* _Written instruction_:
Without the pictures, copy the entries below word for word.

(Rows from a dataset)

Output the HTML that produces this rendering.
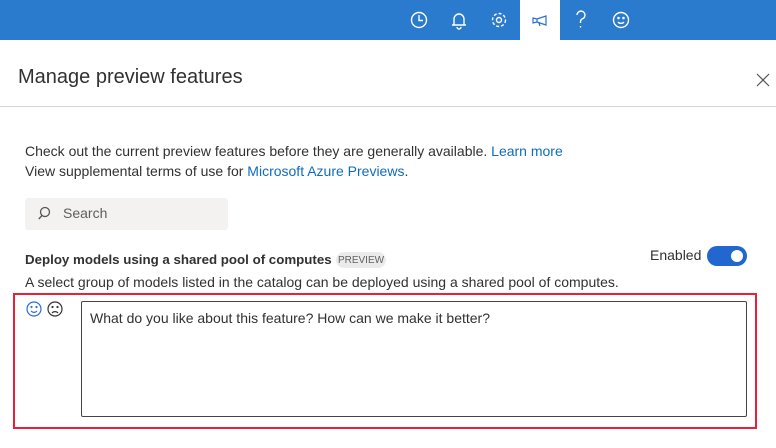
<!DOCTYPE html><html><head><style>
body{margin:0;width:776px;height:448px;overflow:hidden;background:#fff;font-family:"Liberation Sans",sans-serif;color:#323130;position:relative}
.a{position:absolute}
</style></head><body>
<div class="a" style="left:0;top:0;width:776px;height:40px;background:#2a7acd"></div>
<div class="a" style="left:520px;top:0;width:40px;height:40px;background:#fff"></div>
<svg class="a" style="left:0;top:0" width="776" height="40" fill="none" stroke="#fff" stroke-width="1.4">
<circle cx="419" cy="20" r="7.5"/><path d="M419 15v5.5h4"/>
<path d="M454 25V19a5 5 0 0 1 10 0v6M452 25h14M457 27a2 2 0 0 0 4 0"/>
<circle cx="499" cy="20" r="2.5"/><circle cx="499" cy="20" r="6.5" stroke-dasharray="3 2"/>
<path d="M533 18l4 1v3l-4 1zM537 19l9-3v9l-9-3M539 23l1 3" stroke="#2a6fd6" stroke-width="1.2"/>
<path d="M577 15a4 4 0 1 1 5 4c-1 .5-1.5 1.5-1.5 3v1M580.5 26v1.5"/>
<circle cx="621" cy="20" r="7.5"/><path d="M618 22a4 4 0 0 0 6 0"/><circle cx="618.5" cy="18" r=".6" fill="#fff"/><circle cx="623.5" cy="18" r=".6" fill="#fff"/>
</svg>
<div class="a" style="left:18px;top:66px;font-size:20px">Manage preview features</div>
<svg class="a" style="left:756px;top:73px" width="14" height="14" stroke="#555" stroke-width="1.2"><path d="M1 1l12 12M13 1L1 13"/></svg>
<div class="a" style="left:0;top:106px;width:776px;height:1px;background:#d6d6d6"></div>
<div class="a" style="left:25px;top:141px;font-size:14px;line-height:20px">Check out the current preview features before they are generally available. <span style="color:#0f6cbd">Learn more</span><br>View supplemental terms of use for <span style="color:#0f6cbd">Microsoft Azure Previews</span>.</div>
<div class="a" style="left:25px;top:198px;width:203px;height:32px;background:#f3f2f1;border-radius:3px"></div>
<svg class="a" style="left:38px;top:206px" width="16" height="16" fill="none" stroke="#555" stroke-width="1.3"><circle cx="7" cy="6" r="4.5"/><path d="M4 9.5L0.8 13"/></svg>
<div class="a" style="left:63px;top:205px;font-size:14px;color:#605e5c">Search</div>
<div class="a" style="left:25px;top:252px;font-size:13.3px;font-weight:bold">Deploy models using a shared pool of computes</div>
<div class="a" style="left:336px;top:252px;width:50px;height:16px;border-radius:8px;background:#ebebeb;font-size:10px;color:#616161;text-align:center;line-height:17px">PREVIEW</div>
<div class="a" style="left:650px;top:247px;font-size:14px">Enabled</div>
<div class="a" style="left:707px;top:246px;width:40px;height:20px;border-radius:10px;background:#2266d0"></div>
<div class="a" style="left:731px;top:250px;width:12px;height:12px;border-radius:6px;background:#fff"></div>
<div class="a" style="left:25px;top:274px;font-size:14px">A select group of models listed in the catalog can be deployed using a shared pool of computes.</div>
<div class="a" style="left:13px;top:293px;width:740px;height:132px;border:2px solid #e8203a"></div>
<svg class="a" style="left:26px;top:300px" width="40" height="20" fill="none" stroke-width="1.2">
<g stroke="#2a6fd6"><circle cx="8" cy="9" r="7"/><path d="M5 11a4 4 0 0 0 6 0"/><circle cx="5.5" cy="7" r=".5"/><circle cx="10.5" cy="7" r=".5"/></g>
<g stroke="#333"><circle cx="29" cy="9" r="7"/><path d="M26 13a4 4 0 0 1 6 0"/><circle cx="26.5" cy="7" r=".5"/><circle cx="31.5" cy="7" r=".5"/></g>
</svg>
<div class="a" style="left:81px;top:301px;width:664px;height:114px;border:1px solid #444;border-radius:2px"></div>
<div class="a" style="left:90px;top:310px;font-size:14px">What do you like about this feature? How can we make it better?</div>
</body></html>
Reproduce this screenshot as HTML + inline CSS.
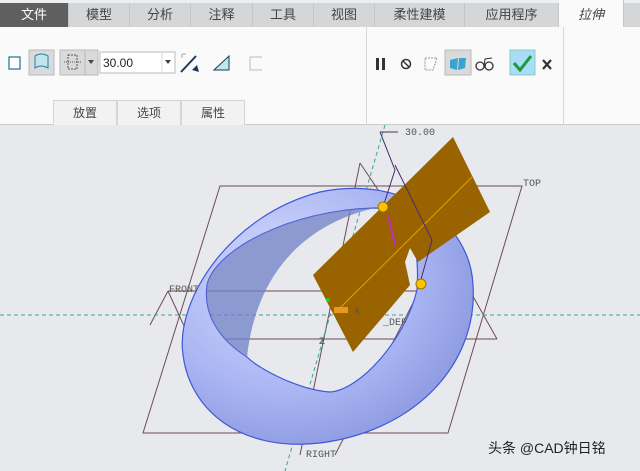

* _Correct output_:
Output the HTML that produces this rendering.
<!DOCTYPE html><html><head><style>
body{margin:0;width:776px;height:448px;overflow:hidden;background:#fff;font-family:"Liberation Sans",sans-serif;color:#323130;position:relative}
.a{position:absolute}
</style></head><body>
<div class="a" style="left:0;top:0;width:776px;height:40px;background:#2a7acd"></div>
<div class="a" style="left:520px;top:0;width:40px;height:40px;background:#fff"></div>
<svg class="a" style="left:0;top:0" width="776" height="40" fill="none" stroke="#fff" stroke-width="1.4">
<circle cx="419" cy="20" r="7.5"/><path d="M419 15v5.5h4"/>
<path d="M454 25V19a5 5 0 0 1 10 0v6M452 25h14M457 27a2 2 0 0 0 4 0"/>
<circle cx="499" cy="20" r="2.5"/><circle cx="499" cy="20" r="6.5" stroke-dasharray="3 2"/>
<path d="M533 18l4 1v3l-4 1zM537 19l9-3v9l-9-3M539 23l1 3" stroke="#2a6fd6" stroke-width="1.2"/>
<path d="M577 15a4 4 0 1 1 5 4c-1 .5-1.5 1.5-1.5 3v1M580.5 26v1.5"/>
<circle cx="621" cy="20" r="7.5"/><path d="M618 22a4 4 0 0 0 6 0"/><circle cx="618.5" cy="18" r=".6" fill="#fff"/><circle cx="623.5" cy="18" r=".6" fill="#fff"/>
</svg>
<div class="a" style="left:18px;top:66px;font-size:20px">Manage preview features</div>
<svg class="a" style="left:756px;top:73px" width="14" height="14" stroke="#555" stroke-width="1.2"><path d="M1 1l12 12M13 1L1 13"/></svg>
<div class="a" style="left:0;top:106px;width:776px;height:1px;background:#d6d6d6"></div>
<div class="a" style="left:25px;top:141px;font-size:14px;line-height:20px">Check out the current preview features before they are generally available. <span style="color:#0f6cbd">Learn more</span><br>View supplemental terms of use for <span style="color:#0f6cbd">Microsoft Azure Previews</span>.</div>
<div class="a" style="left:25px;top:198px;width:203px;height:32px;background:#f3f2f1;border-radius:3px"></div>
<svg class="a" style="left:38px;top:206px" width="16" height="16" fill="none" stroke="#555" stroke-width="1.3"><circle cx="7" cy="6" r="4.5"/><path d="M4 9.5L0.8 13"/></svg>
<div class="a" style="left:63px;top:205px;font-size:14px;color:#605e5c">Search</div>
<div class="a" style="left:25px;top:252px;font-size:13.3px;font-weight:bold">Deploy models using a shared pool of computes</div>
<div class="a" style="left:336px;top:252px;width:50px;height:16px;border-radius:8px;background:#ebebeb;font-size:10px;color:#616161;text-align:center;line-height:17px">PREVIEW</div>
<div class="a" style="left:650px;top:247px;font-size:14px">Enabled</div>
<div class="a" style="left:707px;top:246px;width:40px;height:20px;border-radius:10px;background:#2266d0"></div>
<div class="a" style="left:731px;top:250px;width:12px;height:12px;border-radius:6px;background:#fff"></div>
<div class="a" style="left:25px;top:274px;font-size:14px">A select group of models listed in the catalog can be deployed using a shared pool of computes.</div>
<div class="a" style="left:13px;top:293px;width:740px;height:132px;border:2px solid #e8203a"></div>
<svg class="a" style="left:26px;top:300px" width="40" height="20" fill="none" stroke-width="1.2">
<g stroke="#2a6fd6"><circle cx="8" cy="9" r="7"/><path d="M5 11a4 4 0 0 0 6 0"/><circle cx="5.5" cy="7" r=".5"/><circle cx="10.5" cy="7" r=".5"/></g>
<g stroke="#333"><circle cx="29" cy="9" r="7"/><path d="M26 13a4 4 0 0 1 6 0"/><circle cx="26.5" cy="7" r=".5"/><circle cx="31.5" cy="7" r=".5"/></g>
</svg>
<div class="a" style="left:81px;top:301px;width:664px;height:114px;border:1px solid #444;border-radius:2px"></div>
<div class="a" style="left:90px;top:310px;font-size:14px">What do you like about this feature? How can we make it better?</div>
</body></html>
Reproduce this screenshot as HTML + inline CSS.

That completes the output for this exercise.